U.S. Rep. Debbie Wasserman Schultz is ahead of Tim Canova by 10 percentage points, according to a new Sun Sentinel/Florida Atlantic University poll.
The poll found that 50 percent of likely Democratic voters chose Wasserman Schultz and 40 percent chose Canova. The poll found that Wasserman Schultz did better among men, older voters and Hillary Clinton supporters. Canova did better among younger voters, Bernie Sanders supporters and those who have an unfavorable view of President Barack Obama.
"It's a little tighter than you would expect in a primary of an incumbent, a well-financed Democrat but this is an unusual race with a little bit more of a national focus," FAU political scientist Kevin Wagner told the Miami Herald.
For Canova to win, he will have to drive up turnout among younger voters but typically older Americans vote more often.
"Barack Obama turned out much younger voters at a higher rate than historically expected," Wagner said. "It's hard to say in a single congressional district if you could repeat that younger person turnout."
Obama endorsed Wasserman Schultz and Clinton campaigned for her in South Florida -- as did Vice President Joe Biden. Sanders endorsed Canova, a first-time candidate and Nova Southeastern University law professor. Clinton won the district with 68 percent of the vote in the March 15 presidential primary.
"Barack Obama is relatively popular there among the Democrats, as is Hillary Clinton. That support translates pretty well" for Wasserman Schultz, Wagner told the Sun Sentinel. "A candidate like Canova who is challenging the system "would probably do better in a district that is more dissatisfied with the Democratic leadership."
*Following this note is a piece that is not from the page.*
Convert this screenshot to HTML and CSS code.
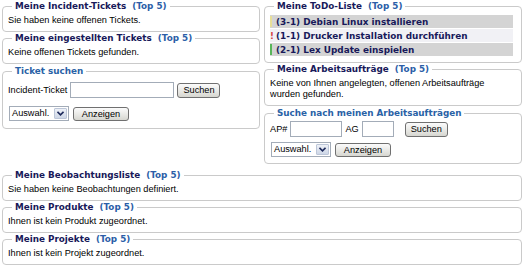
FILE: index.html
```html
<!DOCTYPE html>
<html lang="de">
<head>
    <meta charset="UTF-8">
    <title>Startseite</title>
    <link rel="stylesheet" href="styles.css">
</head>
<body>
    <div class="page">
        <div class="columns">
            <div class="col">
                <fieldset class="box">
                    <legend>Meine Incident-Tickets <span class="top">(Top 5)</span></legend>
                    <p>Sie haben keine offenen Tickets.</p>
                </fieldset>
                <fieldset class="box">
                    <legend>Meine eingestellten Tickets <span class="top">(Top 5)</span></legend>
                    <p>Keine offenen Tickets gefunden.</p>
                </fieldset>
                <fieldset class="box search ticket-search">
                    <legend class="blue">Ticket suchen</legend>
                    <div class="row">
                        <label>Incident-Ticket</label>
                        <input type="text" class="field ticket-field">
                        <button class="btn search-btn">Suchen</button>
                    </div>
                    <div class="row">
                        <div class="select">
                            <span class="select-text">Auswahl.</span>
                            <span class="select-arrow">
                                <svg width="7" height="5" viewBox="0 0 7 5"><path d="M0.5 0.8 L3.5 3.8 L6.5 0.8" fill="none" stroke="#1d2a5c" stroke-width="1.6"/></svg>
                            </span>
                        </div>
                        <button class="btn show-btn">Anzeigen</button>
                    </div>
                </fieldset>
            </div>

            <div class="col">
                <fieldset class="box todo">
                    <legend>Meine ToDo-Liste <span class="top">(Top 5)</span></legend>
                    <div class="todo-row dark"><span class="mark bar yellow"></span>(3-1) Debian Linux installieren</div>
                    <div class="todo-row light"><span class="mark bang">!</span>(1-1) Drucker Installation durchführen</div>
                    <div class="todo-row dark"><span class="mark bar green"></span>(2-1) Lex Update einspielen</div>
                </fieldset>
                <fieldset class="box">
                    <legend>Meine Arbeitsaufträge <span class="top">(Top 5)</span></legend>
                    <p>Keine von Ihnen angelegten, offenen Arbeitsaufträge<br>wurden gefunden.</p>
                </fieldset>
                <fieldset class="box search order-search">
                    <legend class="blue">Suche nach meinen Arbeitsaufträgen</legend>
                    <div class="row">
                        <label>AP#</label>
                        <input type="text" class="field ap-field">
                        <label class="ag-label">AG</label>
                        <input type="text" class="field ag-field">
                        <button class="btn search-btn wide-gap">Suchen</button>
                    </div>
                    <div class="row">
                        <div class="select">
                            <span class="select-text">Auswahl.</span>
                            <span class="select-arrow">
                                <svg width="7" height="5" viewBox="0 0 7 5"><path d="M0.5 0.8 L3.5 3.8 L6.5 0.8" fill="none" stroke="#1d2a5c" stroke-width="1.6"/></svg>
                            </span>
                        </div>
                        <button class="btn show-btn">Anzeigen</button>
                    </div>
                </fieldset>
            </div>
        </div>

        <div class="bottom">
            <fieldset class="box">
                <legend>Meine Beobachtungsliste <span class="top">(Top 5)</span></legend>
                <p>Sie haben keine Beobachtungen definiert.</p>
            </fieldset>
            <fieldset class="box">
                <legend>Meine Produkte <span class="top">(Top 5)</span></legend>
                <p>Ihnen ist kein Produkt zugeordnet.</p>
            </fieldset>
            <fieldset class="box">
                <legend>Meine Projekte <span class="top">(Top 5)</span></legend>
                <p>Ihnen ist kein Projekt zugeordnet.</p>
            </fieldset>
        </div>
    </div>
</body>
</html>
```

FILE: styles.css
```css
body {
    margin: 0;
    background: #fff;
    font-family: "Liberation Sans", Arial, sans-serif;
    font-size: 9.2px;
    color: #000;
}
.page {
    padding: 1px 6px 0 2px;
}
.columns {
    display: grid;
    grid-template-columns: 258px 258px;
    column-gap: 4px;
    align-items: start;
}
.box {
    margin: 0 0 1px;
    min-width: 0;
    padding: 3px 5px 5px;
    border: 1px solid #cacaca;
    border-radius: 4px;
}
.box legend {
    margin-left: 4px;
    padding: 0 3px;
    font-family: "DejaVu Sans", sans-serif;
    font-weight: bold;
    font-size: 8.8px;
    line-height: 11px;
    color: #18195a;
}
.box legend .top {
    margin-left: 3px;
    color: #2b5ea8;
}
.box legend.blue {
    color: #2a62a6;
}
.box p {
    margin: 0;
    line-height: 11px;
}

/* search forms */
.row {
    display: flex;
    align-items: center;
}
.ticket-search {
    margin-top: 2px;
    padding-top: 5px;
    padding-bottom: 7px;
}
.ticket-search .row + .row {
    margin-top: 8px;
}
.order-search {
    margin-top: 2px;
    padding-top: 2px;
    padding-bottom: 6px;
}
.order-search .row + .row {
    margin-top: 5px;
}
.field {
    box-sizing: border-box;
    height: 16px;
    margin: 0 0 0 3px;
    padding: 0 2px;
    border: 1px solid #a3acb8;
    background: #fff;
}
.ticket-field {
    width: 104px;
}
.ap-field {
    width: 52px;
}
.ag-field {
    width: 32px;
}
.ag-label {
    margin-left: 3px;
}
.btn {
    box-sizing: border-box;
    height: 15px;
    margin-left: 3px;
    padding: 0 5px;
    border: 1px solid #707070;
    border-radius: 3px;
    background: linear-gradient(#fbfbfb, #e6e6e2 60%, #d6d6d0);
    font-family: "Liberation Sans", Arial, sans-serif;
    font-size: 9.2px;
    line-height: 12px;
    color: #000;
}
.search-btn {
    width: 43px;
}
.wide-gap {
    margin-left: 11px;
}
.show-btn {
    width: 56px;
    height: 14px;
    margin-left: 4px;
}
.select {
    box-sizing: border-box;
    display: flex;
    align-items: stretch;
    width: 60px;
    height: 15px;
    margin-left: 1px;
    border: 1px solid #a3acb8;
    background: #fff;
}
.select-text {
    flex: 1;
    padding-left: 2px;
    line-height: 13px;
}
.select-arrow {
    display: flex;
    align-items: center;
    justify-content: center;
    width: 11px;
    margin: 1px;
    border: 1px solid #bcc6d8;
    border-radius: 1px;
    background: linear-gradient(#eef1f7, #cdd6e6);
}

/* todo list */
.todo-row {
    display: flex;
    align-items: center;
    height: 13px;
    margin: 0 3px 1px 0;
    font-family: "DejaVu Sans", sans-serif;
    font-weight: bold;
    font-size: 8.9px;
    color: #18195a;
}
.todo-row.dark {
    background: #d4d4d4;
}
.todo-row.light {
    background: #f1f1f5;
}
.mark {
    width: 6px;
    flex: none;
}
.mark.bar {
    width: 2px;
    height: 11px;
    margin: 0 4px 0 0;
}
.mark.yellow {
    background: #e8df98;
}
.mark.green {
    background: #58b65a;
}
.mark.bang {
    color: #d43c3c;
    font-size: 8.5px;
}

.bottom {
    margin-top: 5px;
}
```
Canova's campaign got a boost in donations and media attention in July after Wasserman Schultz stepped down as Democratic National Committee chair after WikiLeaks published thousands of DNC emails. Those emails showed that the DNC favored Clinton over Sanders -- something Wasserman Schultz had denied for months.
But the poll found the national scandal has only slightly hurt her among South Florida voters. The email revelations led 35 percent to say they were less likely to vote for her, 29 percent more likely to vote for her and for 36 percent it made no difference.
After Wasserman Schultz came out in favor of the Iran nuclear deal in 2015, there were questions about whether it would cost her Jewish support in the district -- one of the most heavily Jewish districts in Florida. The poll found that 43 percent of likely Democratic voters back the deal, 17 percent oppose, 31 percent undecided and 9 percent never heard of it.
Respondents who favor the Iran nuclear deal support Wasserman Schultz -- who backed the deal -- while opponents of the deal support Canova. While Canova has bashed Wasserman Schultz for supporting the deal and aligned himself with opponents, he has often said he isn't certain how he would have voted if he was in Congress.
The poll also found geographic differences in the district that stretches from western Broward to northern Miami-Dade County. Wasserman Schultz has a commanding lead in the Weston area where she lives while Canova is far ahead in the Hollywood area where she lives. Other portions of the district including Pembroke Pines and Davie are more competitive.
The poll of 400 likely voters was done Wednesday to Friday and has a margin of error of 5 percent.
This is the first poll in the race done by a media outlet. A poll done by Canova's campaign showed that he was eight points behind but that 60 percent of voters don't know him while a poll by a PAC supporting Wasserman Schultz showed she is 33 points ahead.
The Democrats are competing in the Aug. 30 primary but voting by mail and early voting has already started.